How does the circuit manage to have both an AC output and a DC output? Is there an input somewhere — anywhere?

No DC output needed.

 

The Schematic doesn't have an Input
.
.
.

 

But it looks like the NCP1392 supports up to 1A peak. We need 5A rms.

That 1A is the gate current into the MOSFETs. It has nothing to do with output current. The size of the MOSFETs governess the current.

120V ac which gets rectified and filtered to make 170V dc.
The transformer will have 160Vp-p on the primary. Which is 80 volts peak square wave. (depends on what mode and values of caps etc)
I do not know what type of "5Vac" you want. ???
If the transformer had a 16:1 turn ratio the output will be +5V to -5V.
5A on the output of the transformer (16:1) will need 320mA on the primary. The MOSFETs can be very small.

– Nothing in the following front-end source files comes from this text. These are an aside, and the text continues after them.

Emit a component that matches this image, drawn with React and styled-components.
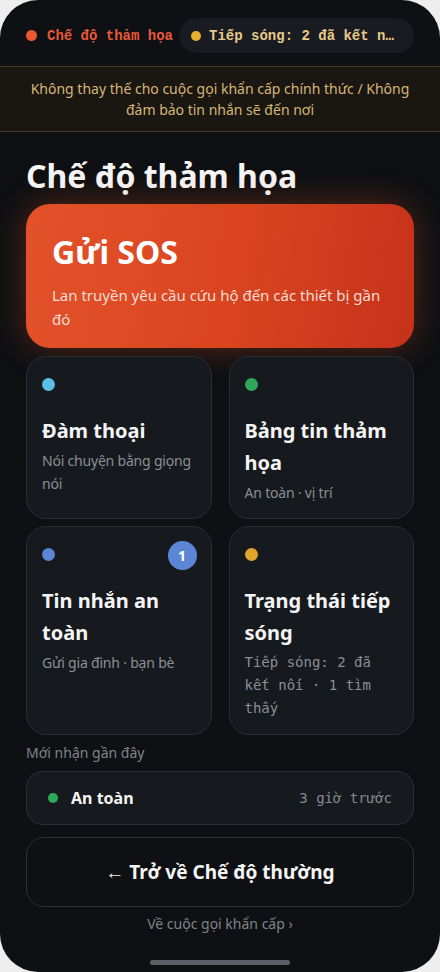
import React from "react";
import styled, { createGlobalStyle } from "styled-components";

const GlobalStyle = createGlobalStyle`
  html, body {
    margin: 0;
    padding: 0;
    background: #eeeeee;
  }
  * {
    box-sizing: border-box;
  }
`;

const sans = `"Noto Sans", "Open Sans", sans-serif`;
const mono = `"DejaVu Sans Mono", "Liberation Mono", monospace`;
const boldMono = `"Liberation Mono", "DejaVu Sans Mono", monospace`;

const tiles = [
  { id: "talk", dot: "#5bc0e8", title: "Đàm thoại", sub: "Nói chuyện bằng giọng nói" },
  { id: "board", dot: "#2ea85a", title: "Bảng tin thảm họa", sub: "An toàn · vị trí" },
  { id: "safe", dot: "#5b86d6", title: "Tin nhắn an toàn", sub: "Gửi gia đình · bạn bè", badge: 1 },
  {
    id: "relay",
    dot: "#e0a52a",
    title: "Trạng thái tiếp sóng",
    sub: "Tiếp sóng: 2 đã kết nối · 1 tìm thấy",
    mono: true
  }
];

export default function App() {
  return (
    <>
      <GlobalStyle />
      <Phone>
        <StatusBar>
          <ModeTag>
            <Dot color="#ea5a32" size={11} />
            Chế độ thảm họa
          </ModeTag>
          <RelayPill>
            <Dot color="#e6b22e" size={10} />
            <RelayText>Tiếp sóng: 2 đã kết nối · 1 tìm thấy</RelayText>
          </RelayPill>
        </StatusBar>

        <Warning>
          Không thay thế cho cuộc gọi khẩn cấp chính thức / Không đảm bảo tin nhắn sẽ đến nơi
        </Warning>

        <Content>
          <Title>Chế độ thảm họa</Title>

          <SosCard>
            <SosTitle>Gửi SOS</SosTitle>
            <SosSub>Lan truyền yêu cầu cứu hộ đến các thiết bị gần đó</SosSub>
          </SosCard>

          <Grid>
            {tiles.map(t => (
              <Tile key={t.id} tall={t.id === "safe" || t.id === "relay"}>
                <TileTop>
                  <Dot color={t.dot} size={13} />
                  {t.badge && <Badge>{t.badge}</Badge>}
                </TileTop>
                <TileTitle>{t.title}</TileTitle>
                <TileSub mono={t.mono}>{t.sub}</TileSub>
              </Tile>
            ))}
          </Grid>

          <SectionLabel>Mới nhận gần đây</SectionLabel>
          <RecentRow>
            <Dot color="#2ea85a" size={10} />
            <RecentName>An toàn</RecentName>
            <RecentTime>3 giờ trước</RecentTime>
          </RecentRow>

          <BackButton>← Trở về Chế độ thường</BackButton>
          <FooterLink>Về cuộc gọi khẩn cấp ›</FooterLink>
        </Content>

        <HomeBar />
      </Phone>
    </>
  );
}

const Phone = styled.div`
  width: 440px;
  height: 972px;
  background: #0e1013;
  border-radius: 38px;
  overflow: hidden;
  display: flex;
  flex-direction: column;
  font-family: ${sans};
  color: #fff;
  position: relative;
`;

const StatusBar = styled.div`
  display: flex;
  align-items: flex-start;
  gap: 6px;
  padding: 18px 26px 0 26px;
  height: 66px;
`;

const Dot = styled.span`
  flex: none;
  width: ${p => p.size}px;
  height: ${p => p.size}px;
  border-radius: 50%;
  background: ${p => p.color};
`;

const ModeTag = styled.div`
  display: flex;
  align-items: center;
  gap: 10px;
  height: 35px;
  font-family: ${boldMono};
  font-weight: bold;
  font-size: 14px;
  color: #e8593a;
  white-space: nowrap;
`;

const RelayPill = styled.div`
  flex: 1;
  min-width: 0;
  display: flex;
  align-items: center;
  gap: 8px;
  height: 35px;
  padding: 0 16px 0 12px;
  border-radius: 18px;
  background: #181b20;
`;

const RelayText = styled.span`
  min-width: 0;
  overflow: hidden;
  text-overflow: ellipsis;
  white-space: nowrap;
  font-family: ${boldMono};
  font-weight: bold;
  font-size: 14px;
  color: #e8c98a;
`;

const Warning = styled.div`
  padding: 11px 30px;
  background: #1a1611;
  border-top: 1px solid #4a3823;
  border-bottom: 1px solid #4a3823;
  color: #d6b676;
  font-size: 14px;
  line-height: 21px;
  text-align: center;
`;

const Content = styled.div`
  flex: 1;
  display: flex;
  flex-direction: column;
  padding: 22px 26px 0 26px;
`;

const Title = styled.h1`
  margin: 0 0 6px 0;
  font-size: 32px;
  line-height: 44px;
  font-weight: 700;
  color: #f6f6f6;
`;

const SosCard = styled.div`
  height: 144px;
  border-radius: 24px;
  padding: 26px 26px 0 26px;
  background: linear-gradient(100deg, #e3522b 0%, #d9441f 55%, #c5321a 100%);
  box-shadow: 0 0 34px rgba(225, 80, 35, 0.35);
`;

const SosTitle = styled.div`
  font-size: 32px;
  font-weight: 700;
  line-height: 44px;
  color: #fff;
`;

const SosSub = styled.div`
  margin-top: 9px;
  font-size: 15px;
  line-height: 24px;
  color: #f7ddd3;
`;

const Grid = styled.div`
  margin-top: 8px;
  display: grid;
  grid-template-columns: 1fr 1fr;
  column-gap: 17px;
  row-gap: 7px;
`;

const Tile = styled.div`
  height: ${p => (p.tall ? 209 : 163)}px;
  border-radius: 20px;
  background: #16191d;
  border: 1px solid #2a2e34;
  padding: 20px 14px 0 15px;
  display: flex;
  flex-direction: column;
`;

const TileTop = styled.div`
  height: 14px;
  display: flex;
  align-items: center;
  justify-content: space-between;
  margin-bottom: 24px;
`;

const Badge = styled.span`
  width: 29px;
  height: 29px;
  margin-top: 2px;
  border-radius: 50%;
  background: #5b86d6;
  color: #fff;
  font-size: 14px;
  font-weight: 700;
  display: flex;
  align-items: center;
  justify-content: center;
`;

const TileTitle = styled.div`
  font-size: 20px;
  font-weight: 700;
  line-height: 32px;
  color: #f4f4f4;
`;

const TileSub = styled.div`
  margin-top: 2px;
  font-family: ${p => (p.mono ? mono : sans)};
  font-size: 14px;
  letter-spacing: ${p => (p.mono ? 0 : -0.2)}px;
  line-height: 23px;
  color: #8a8f97;
`;

const SectionLabel = styled.div`
  margin-top: 8px;
  font-size: 14px;
  line-height: 20px;
  color: #7f848b;
`;

const RecentRow = styled.div`
  margin-top: 8px;
  height: 54px;
  border-radius: 16px;
  background: #16191d;
  border: 1px solid #2a2e34;
  display: flex;
  align-items: center;
  padding: 0 21px;
  gap: 13px;
`;

const RecentName = styled.span`
  flex: 1;
  font-size: 16px;
  font-weight: 700;
  color: #f4f4f4;
`;

const RecentTime = styled.span`
  font-family: ${mono};
  font-size: 14px;
  color: #868a91;
`;

const BackButton = styled.button`
  margin-top: 12px;
  height: 70px;
  border-radius: 18px;
  background: transparent;
  border: 1px solid #2e3237;
  color: #f4f4f4;
  font-family: ${sans};
  font-size: 19px;
  font-weight: 700;
  cursor: pointer;
`;

const FooterLink = styled.div`
  margin-top: 6px;
  text-align: center;
  font-size: 14px;
  line-height: 22px;
  color: #80848b;
`;

const HomeBar = styled.div`
  position: absolute;
  left: 150px;
  bottom: 7px;
  width: 140px;
  height: 5px;
  border-radius: 3px;
  background: #5c5f65;
`;
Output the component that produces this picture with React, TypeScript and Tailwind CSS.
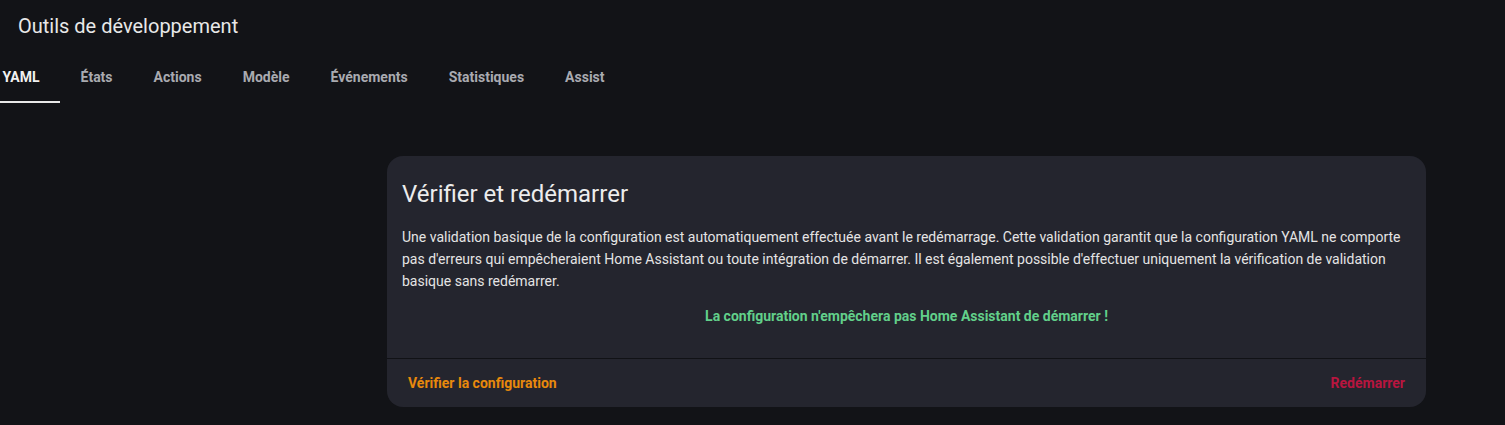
const tabs = ["YAML", "États", "Actions", "Modèle", "Événements", "Statistiques", "Assist"];

export default function App() {
  return (
    <div
      className="w-[1505px] h-[425px] bg-[#121317] text-[#e1e1e1] overflow-hidden"
      style={{ fontFamily: "Roboto, 'Noto Sans', sans-serif" }}
    >
      <header className="h-[52px] flex items-center pl-[18px]">
        <h1 className="text-[20px] font-normal text-[#e8e8e8]">Outils de développement</h1>
      </header>

      <nav className="flex h-[51px] ml-[-18px]">
        {tabs.map((t, i) => (
          <div
            key={t}
            className={`relative flex items-center px-[20.5px] text-[14px] font-bold ${
              i === 0 ? "text-[#f1f1f1]" : "text-[#a9aab0]"
            }`}
          >
            {t}
            {i === 0 && <span className="absolute left-[18px] right-0 bottom-0 h-[2px] bg-[#e8e8e8]" />}
          </div>
        ))}
      </nav>

      <main className="pt-[53px] pl-[387px]">
        <section className="w-[1039px] bg-[#24252e] rounded-[16px] overflow-hidden">
          <div className="px-[15px] pt-[22px] pb-[31px]">
            <h2 className="text-[24px] leading-[32px] font-normal text-[#ececec]">Vérifier et redémarrer</h2>
            <p className="mt-[16px] text-[14px] leading-[22px] text-[#e4e4e4]">
              Une validation basique de la configuration est automatiquement effectuée avant le redémarrage. Cette
              validation garantit que la configuration YAML ne comporte pas d'erreurs qui empêcheraient Home Assistant
              ou toute intégration de démarrer. Il est également possible d'effectuer uniquement la vérification de
              validation basique sans redémarrer.
            </p>
            <p className="mt-[14px] text-center text-[14px] font-bold text-[#62d08a]">
              La configuration n'empêchera pas Home Assistant de démarrer !
            </p>
          </div>
          <div className="h-px bg-[#111216]" />
          <div className="flex items-center justify-between h-[48px] px-[21px]">
            <button className="text-[14px] font-bold text-[#e8890c]">Vérifier la configuration</button>
            <button className="text-[14px] font-bold text-[#b8153f]">Redémarrer</button>
          </div>
        </section>
      </main>
    </div>
  );
}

Here is another IC. I cannot find the one I used years ago where the MOSFETs are inside the IC. (transformer not shown)

 

No DC output needed.

You still don't get it. You may not need the DC output, but it is an essential step in changing the frequency of an AC signal. There is no tother PRACTICAL way to do this.

You also don't get the point that the diagram in post #11 has BOTH and AC output and a DC output and apparently NO INPUT!!! There is probably a typo somewhere, but a correction might be helpful.

Reread carefully and tell me again if you think I am wrong.

 

"" What's the simplest, lowest-parts-count way to do this? ""

It depends on what You mean by "do-this".

What are You trying to accomplish as an end-result ?

What are You driving ?

Sine, Triangle, Square-Wave ?
Is Frequency stability/accuracy important ?
PWM ?
Is Wave-form-symmetry/distortion important ?
Is Feedback from some other device important ?
Are Ringing, Flyback, and/or, Inductive/Capacitive-Reactive-Load considerations important ?
Current-Limiting ?
.
.
.

Reply moved to original post.

 

You still don't get it. You may not need the DC output, but it is an essential step in changing the frequency of an AC signal.

Sure, i get that.

the diagram in post #11 has BOTH and AC output and a DC output and apparently NO INPUT!!!

Ok, the person who posted #11 would have to explain that.